As we noted in the
previous posting on this subject, occasionally we get questions from our
readers the answers to which we think would make a good blog posting or two. This particular set of questions came from
someone in another country who wanted to know how we would go about
establishing some kind of global standard for all the different currencies of
the world.
Athenian "Owls" served as a trade currency in the ancient world. |
This is actually not that new
an idea. It’s been tried officially and
unofficially from the time currency — as distinct from money — was invented. Currency is a standardized form of money; all
currency is money (or should be, if sound principles were used in its issue)
but not all money is currency. Athenian
drachmae served as an unofficial trade coin in the ancient world, as did in
later times the Tetradrachms of Alexander, English silver pennies, Spanish
pieces of eight, the British sovereign, and the U.S. dollar.
Newfoundland coin with the denomination given three ways. |
In the latter half of the
nineteenth century for a number of reasons there was a concerted effort to
abandon silver as a standard and adopt a universal gold standard. A number of interesting experimental coin
designs were developed, and there was even a circulation strike, the Newfoundland
two-dollar gold piece (1865-1888) that had the denomination in three ways, in
dollars, cents, and pence. It is also
the only British colonial gold piece issued for circulation (the gold
sovereigns struck at various colonial mints were imperial, not colonial
issues). The idea was that, regardless
of which country issued a coin, it could circulate anywhere in the world
because each currency had a fixed value in terms of all others.
Keynes demanded government debt-backed currency. |
The effort failed, in part
because as the nineteenth century wore on, ownership of productive wealth
became increasingly concentrated.
Governments began assuming more and more of the cost of social welfare
as people were less able to take care of themselves and their families with what
they were able to generate by selling their labor.
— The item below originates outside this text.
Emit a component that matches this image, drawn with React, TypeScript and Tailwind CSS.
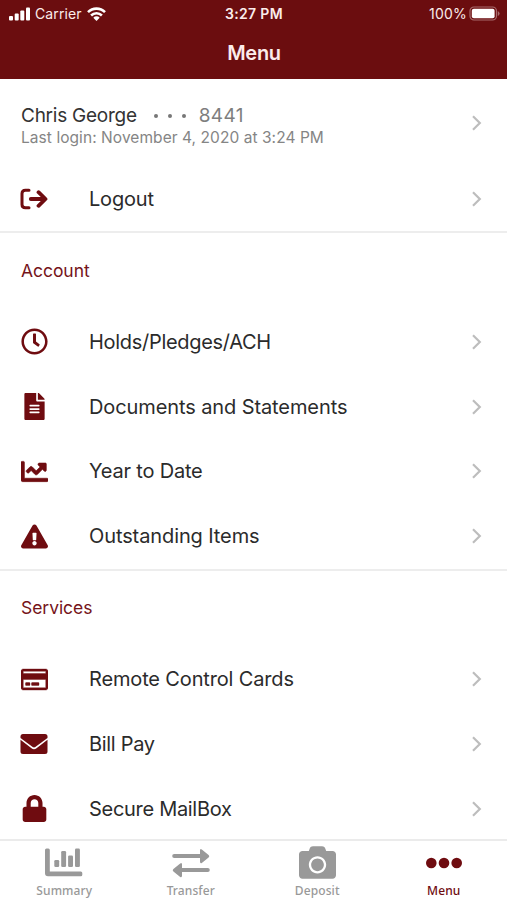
import type { ReactNode } from "react";
import {
  FaRegClock, FaFileAlt, FaChartLine, FaExclamationTriangle, FaRegCreditCard,
  FaLock, FaCamera,
} from "react-icons/fa";

function Chevron() {
  return (
    <svg width="12" height="18" viewBox="0 0 12 18" fill="none" stroke="#bdbdbd" strokeWidth="2.2" className="shrink-0">
      <path d="M2 2.3 8.8 9 2 15.7" />
    </svg>
  );
}

function SignOut() {
  return (
    <svg width="28" height="22" viewBox="0 0 28 22" fill="none" stroke="currentColor" strokeWidth="3.8" strokeLinecap="round" strokeLinejoin="round" className="shrink-0">
      <path d="M9 2.2H5.4Q2 2.2 2 5.4v11.2q0 3.2 3.4 3.2H9" strokeWidth="3" />
      <path d="M10.8 11H23M18.5 4.2l7 6.8-7 6.8" />
    </svg>
  );
}

function Envelope() {
  return (
    <svg width="28" height="22" viewBox="0 0 28 22" fill="currentColor" className="shrink-0">
      <path d="M3 1h22q2.5 0 2.5 2.5V5L15.3 14q-1.3.9-2.6 0L.5 5V3.5Q.5 1 3 1Z" />
      <path d="m.5 6.8 11 8.5q2.5 1.8 5 0l11-8.5v11.7q0 2.500-2.500 2.500H3Q.5 21 .5 18.500Z" />
    </svg>
  );
}

function Bars() {
  return (
    <svg width="38" height="29" viewBox="0 0 38 29" fill="currentColor">
      <path d="M0 2Q0 .5 1.500.5h1.800q1.500 0 1.500 1.500v21.500h31q1.500 0 1.500 1.500v1.800q0 1.500-1.500 1.500H3q-3 0-3-3Z" />
      <rect x="9.3" y="12" width="4.9" height="7" rx="1.3" />
      <rect x="16.2" y="3" width="4.9" height="16" rx="1.3" />
      <rect x="23.1" y="7.5" width="4.9" height="11.5" rx="1.3" />
      <rect x="30" y="0.5" width="4.9" height="18.5" rx="1.3" />
    </svg>
  );
}

function Row({ icon, label, spacing }: { icon: ReactNode; label: string; spacing: string }) {
  return (
    <div className="flex h-[64.75px] items-center pl-[20.5px] pr-[24px]">
      <span className="flex w-[27px] justify-center text-[#6f0c10]">{icon}</span>
      <span className={`ml-[41.5px] flex-1 whitespace-nowrap text-[20px] leading-6 text-[#2b2b2b] ${spacing}`}>{label}</span>
      <Chevron />
    </div>
  );
}

function Heading({ children }: { children: string }) {
  return (
    <h2 className="flex h-[78.25px] items-center border-t-2 border-[#ededed] pb-px pl-[21px] text-[17.5px] tracking-[-0.05px] text-[#75141a]">
      {children}
    </h2>
  );
}

function Tab({ icon, label, active }: { icon: ReactNode; label: string; active?: boolean }) {
  return (
    <div className={`flex flex-1 flex-col items-center ${active ? "text-[#6f0c10]" : "text-[#999999]"}`}>
      <span className="flex h-[43px] items-center">{icon}</span>
      <span className="font-['Noto_Sans',sans-serif] text-[12px] font-medium leading-[14px] tracking-[0.1px]">{label}</span>
    </div>
  );
}

export default function App() {
  return (
    <div className="flex h-[900px] w-[507px] flex-col overflow-hidden bg-white font-['Inter',sans-serif]">
      <header className="h-[79px] shrink-0 bg-[#6b0d0f] text-[#fbeceb]">
        <div className="grid h-[27px] grid-cols-3 items-center pl-[9px] pr-[7px] text-[14px]">
          <div className="flex items-center">
            <svg width="21" height="14" viewBox="0 0 21 14" fill="white">
              <rect x="0" y="9" width="4" height="4.5" rx="1" />
              <rect x="5.7" y="6.5" width="4" height="7" rx="1" />
              <rect x="11.3" y="3.5" width="4" height="10" rx="1" />
              <rect x="17" y="0.5" width="4" height="13" rx="1" />
            </svg>
            <span className="ml-[5px] tracking-[0.1px]">Carrier</span>
            <svg width="19" height="14" viewBox="0 0 19 14" fill="none" stroke="white" strokeWidth="2.6" className="ml-[5px]">
              <path d="M1 5.2a12 12 0 0 1 17 0M4.1 8.5a7.7 7.7 0 0 1 10.8 0" />
              <path d="M9.5 14 6.3 10.7a4.5 4.5 0 0 1 6.4 0Z" fill="white" stroke="none" />
            </svg>
          </div>
          <div className="pr-[1px] text-center font-semibold tracking-[0.35px]">3:27 PM</div>
          <div className="flex items-center justify-end">
            <span className="tracking-[0.2px]">100%</span>
            <svg width="31" height="15" viewBox="0 0 31 15" className="ml-[2px]">
              <rect x="1" y="1" width="26.5" height="13" rx="4" fill="none" stroke="#a76b6d" strokeWidth="1.2" />
              <rect x="2.8" y="2.8" width="22.8" height="9.4" rx="2" fill="white" />
              <path d="M28.8 5v5q1.8-1 1.8-2.5T28.8 5Z" fill="#a76b6d" />
            </svg>
          </div>
        </div>
        <h1 className="flex h-[51px] items-center justify-center pl-px text-[20px] font-semibold tracking-[-0.3px]">Menu</h1>
      </header>
      <main className="min-h-0 flex-1 overflow-hidden">
        <div className="flex h-[87.5px] items-center pl-[21px] pr-[24px]">
          <div className="flex-1 pt-[7px]">
            <div className="flex items-center text-[19px] leading-[22px] text-[#333]">
              <span className="tracking-[-0.25px]">Chris George</span>
              <span className="ml-[17px] flex gap-[10px]">
                <i className="size-1 rounded-full bg-[#777]" />
                <i className="size-1 rounded-full bg-[#777]" />
                <i className="size-1 rounded-full bg-[#777]" />
              </span>
              <span className="ml-[13px] tracking-[0.35px] text-[#7e7e7e]">8441</span>
            </div>
            <div className="text-[15.5px] leading-[21px] tracking-[0.06px] text-[#858585]">Last login: November 4, 2020 at 3:24 PM</div>
          </div>
          <Chevron />
        </div>
        <Row icon={<SignOut />} label="Logout" spacing="tracking-[-0.2px]" />
        <Heading>Account</Heading>
        <Row icon={<FaRegClock size={27} />} label="Holds/Pledges/ACH" spacing="tracking-[-0.3px]" />
        <Row icon={<FaFileAlt size={27} />} label="Documents and Statements" spacing="tracking-[-0.1px]" />
        <Row icon={<FaChartLine size={27} stroke="currentColor" strokeWidth={12} />} label="Year to Date" spacing="tracking-[-0.2px]" />
        <Row icon={<FaExclamationTriangle size={27} />} label="Outstanding Items" spacing="tracking-[-0.1px]" />
        <Heading>Services</Heading>
        <Row icon={<FaRegCreditCard size={27} stroke="currentColor" strokeWidth={8} />} label="Remote Control Cards" spacing="tracking-[-0.15px]" />
        <Row icon={<Envelope />} label="Bill Pay" spacing="tracking-[-0.3px]" />
        <Row icon={<FaLock size={27} />} label="Secure MailBox" spacing="tracking-[-0.3px]" />
      </main>
      <nav className="flex h-[61px] shrink-0 border-t-2 border-[#ebebeb] bg-white pl-px">
        <Tab icon={<Bars />} label="Summary" />
        <Tab
          icon={
            <svg width="38" height="30" viewBox="0 0 38 30" fill="currentColor">
              <path d="M2.2 6H28V2.5Q28 0 29.8 1.4L36.6 7q1.4 1.2 0 2.4L29.8 15Q28 16 28 13.5V10H2.2a2 2 0 0 1 0-4Z" />
              <path d="M35.8 20H10v-3.5Q10 14 8.2 15.4L1.4 21q-1.4 1.2 0 2.4L8.2 29q1.8 1 1.8-1.5V24h25.8a2 2 0 0 0 0-4Z" />
            </svg>
          }
          label="Transfer"
        />
        <Tab icon={<FaCamera size={37} />} label="Deposit" />
        <Tab
          active
          icon={
            <svg width="36" height="12" viewBox="0 0 36 12" fill="currentColor">
              <circle cx="5.3" cy="6" r="5.3" />
              <circle cx="18" cy="6" r="5.3" />
              <circle cx="30.7" cy="6" r="5.3" />
            </svg>
          }
          label="Menu"
        />
      </nav>
    </div>
  );
}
In order to meet the increasing
burden, many governments abandoned precious metals altogether and turned to
inflation to finance expenditures by backing the currency with government debt. By 1935, most governments had made control of
the value and quantity of the currency a political issue instead of an economic
and financial one, with the result that those who controlled money and credit
worked to ensure that they maintained their power by keeping as many people as
possible without ownership of capital and thus without access to money and
credit, except to finance consumption, which does not pay for itself.
The problem of establishing a
global monetary standard, therefore, is twofold. One, to replace all currency backed with
government debt with currency backed with private sector assets. Two, to have governments — and those who
control government — give up the power gained through the control over money
and credit.
U.S. 1880 pattern $4.00 trade coin |
The first task, therefore,
would be to convince at least one government to give up direct control of its
currency. This means, principally, governments
giving up the power to continue monetizing their deficits and surrender of control
over who owns.
As the benefits of an
asset-backed currency over which governments exercise only regulatory control
became obvious, other countries would join in what has the potential of
becoming a global currency union. This
would not necessarily mean giving up their respective national currencies, but
pegging the national currencies of countries in the currency union to the
uniform global reserve currency, and making all currencies of the union legal
tender in every other country in the union.
Spanish Milled Dollar, "Piece of Eight." |
Ultimately there should be a
single uniform currency, but whether the new global reserve currency is parallel
to or completely new with regard to existing currencies during transition is a
political decision. We would recommend,
however, not to cancel old national currencies, but to redeem them gradually in
the new global reserve currency once the decision is made to join the currency
union.
At some point the union
authorities — with the concurrence of all members of the union, of course — could
decree that all old currencies are legally the same as the new currency, just
with a different appearance. The old
currencies would then be phased out gradually and replaced with a domestic or
global version of the reserve currency.
United States Trade Dollar |
Consistent with the principles
of a personalist system, ultimately a global currency should be uniform,
stable, and backed with private sector assets, not government debt, thereby
removing any political influence from the adoption of the global reserve currency
as the national currency. One way to
implement such a system would be to redeem existing currencies backed with
government debt over time with a single currency backed with government
debt. The same government debt that
backed the old currencies would back the single new currency; all that would
change would be having one currency instead of multiple ones.
At the same time, the single
new currency backed with government debt would be gradually replaced with a
currency that looks exactly the same, but that is backed with private sector
hard assets. As the government paid down
the debt backing the existing currency under a reformed personalist tax system,
it would be replaced with asset backing as new capital is financed, but without
anyone being able to tell which units of currency were still debt backed and
which were asset backed. This would
avoid speculation and maintain public confidence in the currency and the government.
All government expenditures
should be covered by revenue raised by a just, personalist tax system. Any borrowing should be short term, and
deficits should not be monetized.
Monetizing government debt is a special form of bill of exchange called
a “bill of credit,” which under personalist monetary theory is not legitimate.